I also discuss this in a lot of detail, in that debate. :slight_smile:

(There are some posts I’ve made here on the forum, too, on this topic, although I’m too busy at work this morning to look them up. Sorry. This comment itself took me an hour to do, in between other things. :wink: )

Welcome Nil:

Rather than repeat much of what’s been discussed earlier, here is the link to read some very insightful comments on the sheep/goats discussion…

[Mt. 25:46)

I’m certain you will enjoy most of it. (ignore the distractions that enter in about half way through… :unamused: )

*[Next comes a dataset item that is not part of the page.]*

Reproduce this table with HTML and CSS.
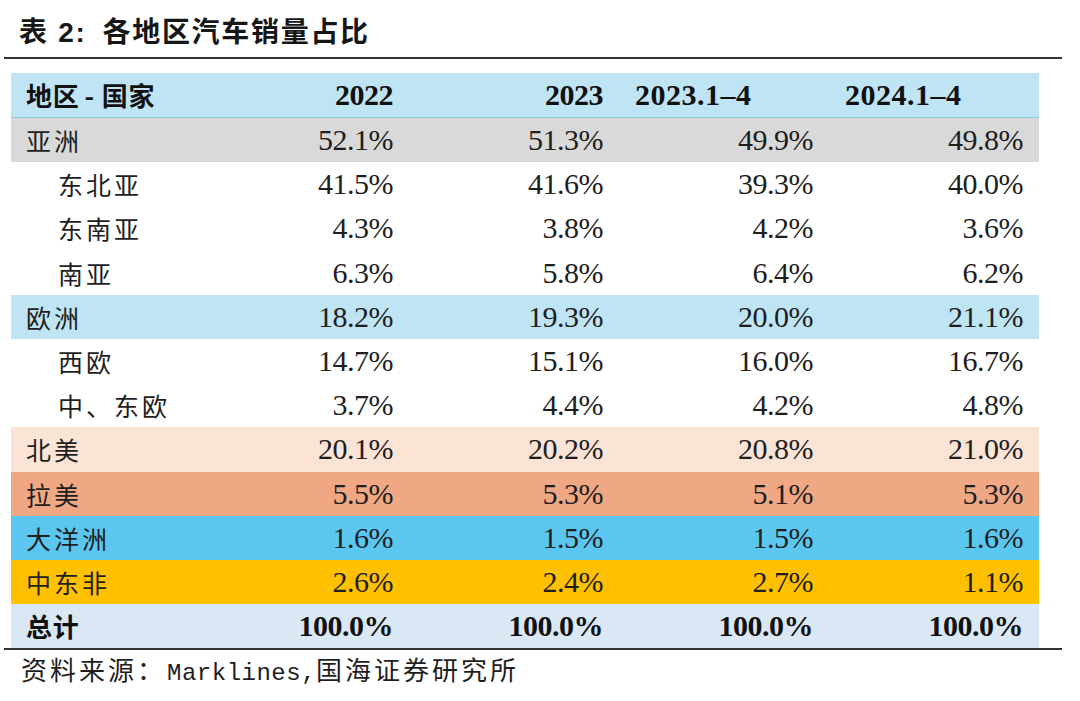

I was thinking in regards to this, that the Calv thing doesn’t really work in the context of the parable. As I understand it, the parable is Jesus explaining to the self-righteous “good” religious folk that God cares about the sinners too – enough to go out seeking them and carry them home on his own shoulders, celebrating whenever one is found.


Well, I do use the parable of the lost sheep when referring to Christ saving all. I am not blind to the fact that Christ was talking about the lost sheep of the house of Israel [ie] Gods covenant people at the time who he was sent to gather Matt 15:24. Christ came to gather those of his sheep who were spiritually starved by the religious blind guides, he also came to save the rebellious religious guides/sheep as well. Most of the religious guides never repented at Christ’s coming kingdom message and all those outside of practicing Judaism [ie] sinners, Were not all saved at the time of Christ’s coming. So for Christ’s parables of saving/ gathering all 100 of his sheep into
the fold / kingdom to be of value then all his once then sheep must be gathered in at a future time [ie] found, like any good Shepard would achieve. If this is the case which Christ seems to be strongly hinting at, then why cant God save the whole world, when Gods word clearly says so. Such people are limiting Gods ability Matt 19: 25-26 and denying his word.[ie] The lamb of God who take away the sin of the world, so he could become saviour of the whole world. John 1:29 + 1 John 4:14, John 4:24.